Pew Research data2 show that more than 60% of the US approved of race-based affirmative action in college admissions in 2003. 20 years later in 2023, Pew data3 show that percentage fell to under a third of the US. Why? Because many powerful groups continue to push narratives anchored in the ideology of American exceptionalism, a fair meritocracy, and bootstrapping to success.
Coupled with those narratives are problematic ones that portray People of Color as a threat and erase our histories.
The impact on our collective-identity is a reversion to a nation that is more polarized and less willing to believe in rectifying the harm of our racist past. I mean, if that past never happened, why are people so upset? They should just work harder.

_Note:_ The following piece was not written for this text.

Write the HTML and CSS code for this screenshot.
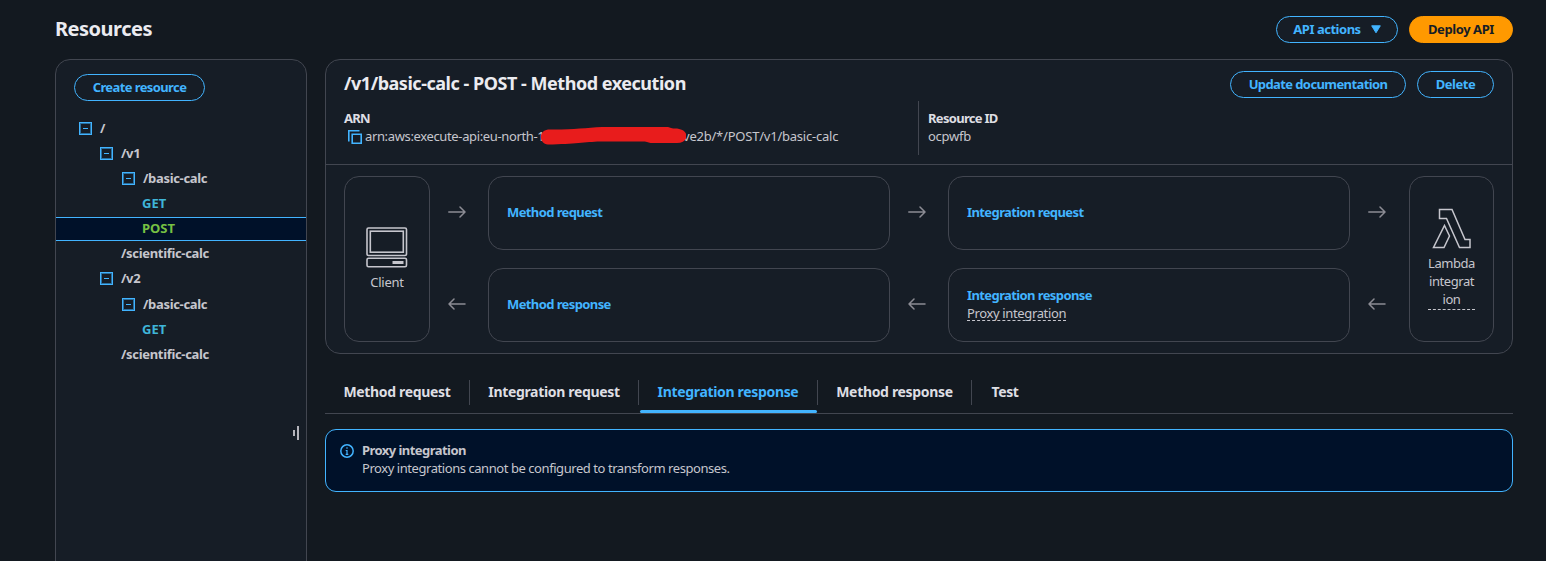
FILE: index.html
```html
<!DOCTYPE html>
<html lang="en">
<head>
<meta charset="utf-8">
<title>Resources</title>
<link rel="stylesheet" href="styles.css">
</head>
<body>
<div class="page">
  <header class="page-header">
    <h1 class="page-title">Resources</h1>
    <div class="actions">
      <button class="btn btn-menu"><span>API actions</span><svg class="caret" width="10" height="9" viewBox="0 0 10 9"><path d="M.7.8h8.600L5 7.800z" fill="currentColor" stroke="currentColor" stroke-linejoin="round"/></svg></button>
      <button class="btn btn-primary">Deploy API</button>
    </div>
  </header>
  <div class="columns">
    <aside class="sidebar">
      <button class="btn btn-create">Create resource</button>
      <ul class="tree">
        <li class="row d0"><i class="toggle"></i><span>/</span></li>
        <li class="row d1"><i class="toggle"></i><span>/v1</span></li>
        <li class="row d2"><i class="toggle"></i><span>/basic-calc</span></li>
        <li class="row d3 get"><span>GET</span></li>
        <li class="row d3 post selected"><span>POST</span></li>
        <li class="row d2 leaf"><span>/scientific-calc</span></li>
        <li class="row d1"><i class="toggle"></i><span>/v2</span></li>
        <li class="row d2"><i class="toggle"></i><span>/basic-calc</span></li>
        <li class="row d3 get"><span>GET</span></li>
        <li class="row d2 leaf"><span>/scientific-calc</span></li>
      </ul>
      <div class="grip"><i></i><i></i></div>
    </aside>
    <main class="main">
      <section class="panel">
        <div class="panel-head">
          <div class="panel-title-row">
            <h2 class="panel-title">/v1/basic-calc - POST - Method execution</h2>
            <div class="actions">
              <button class="btn btn-update">Update documentation</button>
              <button class="btn btn-delete">Delete</button>
            </div>
          </div>
          <div class="facts">
            <div class="fact fact-arn">
              <div class="label">ARN</div>
              <div class="value arn">
                <svg class="copy" width="14" height="14" viewBox="0 0 14 14" fill="none" stroke="currentColor" stroke-width="1.600"><path d="M4.200 4.200h9v9h-9z"/><path d="M.8 11.500V.8H11.500"/></svg>
                <span class="arn-start">arn:aws:execute-api:eu-north-1</span>
                <svg class="redaction" width="146" height="20" viewBox="0 0 146 20"><path d="M8 3.500C30 4 45 2 62 1h65c3 0 3 1.500 8 1.500 15 0 15 14.500 2 14.500h-25c-4 0-4-1.500-9-1.500H60C45 16 35 18 8 18.500-1 18-2 5 8 3.500z" fill="#e81c1c"/></svg>
                <span class="arn-end">ve2b/*/POST/v1/basic-calc</span>
              </div>
            </div>
            <div class="fact fact-id">
              <div class="label">Resource ID</div>
              <div class="value resource-id">ocpwfb</div>
            </div>
          </div>
        </div>
        <div class="flow">
          <div class="card endpoint client">
            <svg width="42" height="41" viewBox="0 0 42 41" fill="none" stroke="currentColor" stroke-width="1.600"><rect x="1" y="1" width="39.500" height="27.500" rx="1.500"/><rect x="4.300" y="4.200" width="33" height="21"/><rect x="1" y="31.300" width="39.500" height="8.500" rx="1.500"/><path d="M26.500 35.500h11" stroke-width="3"/></svg>
            <span>Client</span>
          </div>
          <svg class="arrow a1" width="18" height="12" viewBox="0 0 18 12"><path d="M.8 6h16M12 1l5 5-5 5"/></svg>
          <svg class="arrow a2" width="18" height="12" viewBox="0 0 18 12"><path d="M17 6H1M6 1 1 6l5 5"/></svg>
          <div class="card mreq"><a>Method request</a></div>
          <div class="card mres"><a>Method response</a></div>
          <svg class="arrow b1" width="18" height="12" viewBox="0 0 18 12"><path d="M.8 6h16M12 1l5 5-5 5"/></svg>
          <svg class="arrow b2" width="18" height="12" viewBox="0 0 18 12"><path d="M17 6H1M6 1 1 6l5 5"/></svg>
          <div class="card ireq"><a>Integration request</a></div>
          <div class="card ires"><a>Integration response</a><div class="hint">Proxy integration</div></div>
          <svg class="arrow c1" width="18" height="12" viewBox="0 0 18 12"><path d="M.8 6h16M12 1l5 5-5 5"/></svg>
          <svg class="arrow c2" width="18" height="12" viewBox="0 0 18 12"><path d="M17 6H1M6 1 1 6l5 5"/></svg>
          <div class="card endpoint lambda">
            <svg width="40" height="42" viewBox="0 0 40 42" fill="none" stroke="currentColor" stroke-width="1.500"><path d="M7.500 1.500H20L33 31.500h5v8H27.500L14.500 10.500h-7zM12.500 17.500 17.500 28 12 39.500H1.500z"/></svg>
            <div class="wrap">Lambda<br>integrat<br>ion</div>
          </div>
        </div>
      </section>
      <nav class="tabs">
        <div class="tab">Method request</div>
        <div class="tab">Integration request</div>
        <div class="tab active">Integration response</div>
        <div class="tab">Method response</div>
        <div class="tab">Test</div>
      </nav>
      <div class="alert">
        <svg width="14" height="14" viewBox="0 0 14 14" fill="none" stroke="currentColor" stroke-width="1.500"><circle cx="7" cy="7" r="6.200"/><path d="M7 3.300v1.500M5.700 6.500H7v4M5.700 10.300h2.600" stroke-width="1.200"/></svg>
        <div><strong>Proxy integration</strong><p>Proxy integrations cannot be configured to transform responses.</p></div>
      </div>
    </main>
  </div>
</div>
</body>
</html>
```
FILE: styles.css
```css
* { box-sizing: border-box; }
body {
  margin: 0;
  background: #131920;
  color: #c6c6cd;
  font: 13px/18px "Noto Sans", "Open Sans", sans-serif;
  letter-spacing: -0.44px;
  overflow: hidden;
}
h1, h2, p, ul { margin: 0; padding: 0; }
.page { height: 561px; padding: 16px 33px 0 55px; overflow: hidden; }
.page-header { display: flex; justify-content: space-between; height: 43px; }
.page-title { font-size: 20px; line-height: 26px; letter-spacing: -0.5px; color: #ebebf0; }
.actions { display: flex; gap: 11px; }
.btn {
  height: 27px;
  padding: 0 0 2px;
  border: 1px solid #42b4ff;
  border-radius: 14px;
  background: #161d26;
  color: #42b4ff;
  font: 700 13px/18px "Noto Sans", "Open Sans", sans-serif;
  letter-spacing: -0.6px;
  white-space: nowrap;
}
.btn-menu { width: 122px; display: flex; align-items: center; justify-content: center; gap: 10px; letter-spacing: -0.48px; }
.caret { margin-top: 2px; }
.btn-primary { width: 104px; border-color: #ff9900; background: #ff9900; color: #161d26; letter-spacing: -0.42px; }
.btn-update { width: 176px; }
.btn-delete { width: 77px; letter-spacing: -0.5px; }
.btn-create { width: 131px; margin-left: 18px; }
.columns { display: grid; grid-template-columns: 252px 1188px; gap: 18px; height: 502px; }
.sidebar {
  position: relative;
  height: 520px;
  padding-top: 14px;
  border: 1px solid #424650;
  border-radius: 15px 15px 0 0;
  background: #161d26;
}
.tree { display: flex; flex-direction: column; gap: 1.17px; margin-top: 15px; list-style: none; font-weight: 700; letter-spacing: -0.32px; }
.row { display: flex; align-items: center; height: 24px; gap: 8px; white-space: nowrap; }
.row span { padding-bottom: 1px; }
.d0 { padding-left: 23px; }
.d1 { padding-left: 44px; }
.d2 { padding-left: 66px; }
.d3 { padding-left: 86px; letter-spacing: 0; }
.leaf { padding-left: 65px; }
.get { color: #3fb5d8; }
.post { color: #76c043; }
.selected { border: solid #42b4ff; border-width: 1px 0; background: #001129; }
.toggle { display: grid; place-items: center; width: 13px; height: 13px; border: 1px solid #42b4ff; box-shadow: inset 0 0 0 1px #2a6f9f; }
.toggle::before { content: ""; width: 5px; height: 1px; background: #42b4ff; }
.grip { position: absolute; right: 7px; top: 366px; display: flex; align-items: center; gap: 2px; }
.grip i { width: 2px; height: 14px; background: #b4b4bb; }
.grip i:first-child { height: 6px; }
.panel { height: 295px; border: 1px solid #424650; border-radius: 15px; background: #161d26; }
.panel-head { height: 105px; padding: 11px 18px 0; border-bottom: 1px solid #424650; }
.panel-title-row { display: flex; justify-content: space-between; height: 30px; }
.panel-title { font-size: 18px; line-height: 24px; letter-spacing: -0.47px; color: #ebebf0; }
.facts { display: flex; }
.fact { height: 54px; padding-top: 8px; white-space: nowrap; }
.fact-arn { width: 574px; }
.fact-id { padding-left: 9px; border-left: 1px solid #424650; }
.label { font-weight: 700; letter-spacing: -0.7px; color: #dedee3; }
.resource-id { letter-spacing: -0.25px; }
.arn { display: flex; align-items: center; height: 18px; }
.copy { margin: 2px 3px 0 4px; color: #42b4ff; }
.arn-start { width: 178px; letter-spacing: -0.36px; }
.arn-end { letter-spacing: -0.22px; }
.redaction { z-index: 1; flex: none; margin: 0 -3px; }
.flow {
  display: grid;
  grid-template-columns: 86px 58px 402px 58px 402px 58px 86px;
  grid-template-rows: 74px 74px;
  row-gap: 18px;
  padding: 11px 18px;
}
.card { display: flex; flex-direction: column; justify-content: center; align-items: flex-start; padding: 0 18px 2px; border: 1px solid #424650; border-radius: 15px; }
.card a { font-weight: 700; letter-spacing: -0.6px; color: #42b4ff; }
.endpoint { grid-row: 1 / 3; align-items: center; padding: 0; text-align: center; gap: 5px; }
.client { grid-column: 1; letter-spacing: -0.25px; }
.lambda { grid-column: 7; margin-left: 1px; gap: 4px; }
.arrow { place-self: center; margin: 0 4px 2px 0; fill: none; stroke: #8c8c94; stroke-width: 1.5; stroke-linecap: round; stroke-linejoin: round; }
.a1, .a2 { grid-column: 2; }
.b1, .b2 { grid-column: 4; }
.c1, .c2 { grid-column: 6; }
.a1, .b1, .c1, .mreq, .ireq { grid-row: 1; }
.a2, .b2, .c2, .mres, .ires { grid-row: 2; }
.mreq, .mres { grid-column: 3; }
.ireq, .ires { grid-column: 5; }
.hint { height: 17px; margin-bottom: 1px; border-bottom: 1px dashed #c6c6cd; letter-spacing: -0.36px; }
.wrap { width: 47px; padding-bottom: 1px; border-bottom: 1px dashed #c6c6cd; white-space: nowrap; }
.tabs { display: flex; height: 60px; padding-top: 26px; border-bottom: 1px solid #424650; font-size: 14px; font-weight: 700; letter-spacing: -0.33px; color: #dedee3; }
.tab { position: relative; height: 25px; line-height: 23px; text-align: center; border-right: 1px solid #424650; white-space: nowrap; }
.tab:nth-child(1) { width: 145px; }
.tab:nth-child(2) { width: 169px; }
.tab:nth-child(3) { width: 179px; }
.tab:nth-child(4) { width: 154px; }
.tab:nth-child(5) { width: 66px; border: 0; }
.active { color: #42b4ff; }
.active::after { content: ""; position: absolute; left: 1px; right: 0; bottom: -8px; height: 3px; border-radius: 2px; background: #42b4ff; }
.alert { display: flex; gap: 8px; height: 63px; margin-top: 15px; padding: 11px 14px; border: 1px solid #42b4ff; border-radius: 11px; background: #001129; }
.alert strong { letter-spacing: -0.55px; }
.alert svg { margin-top: 3px; color: #42b4ff; }
```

The only way we see outcomes improve for all people, and gaps closed for good, is by acknowledging that “colorblind” policy is not anti-racist policy. In fact, pretending race is not important when it penetrates everything is like logs on the structural racism fire. Our solution is through racial reconciliation, which is possible in places like Chicago. It’s what will allow us to stop pretending race is not a factor, when it is the factor.
In denying structural racism and the need to address it, we are closing off the path to the kind of racial reconciliation we need to finally move forward and prosper as a nation.
In future posts, I’ll talk more about what I see as the four pillars of racial reconciliation: courageous leadership, supportive non-government institutions to hold government to the course, a collective commitment of the majority of people to that effort, and a regular engagement with our full and authentic history.
Racial reconciliation is what will finally allow the Fourth of July to mean the same thing to all of us.
Powerful, well-researched, honest. Thanks for writing this.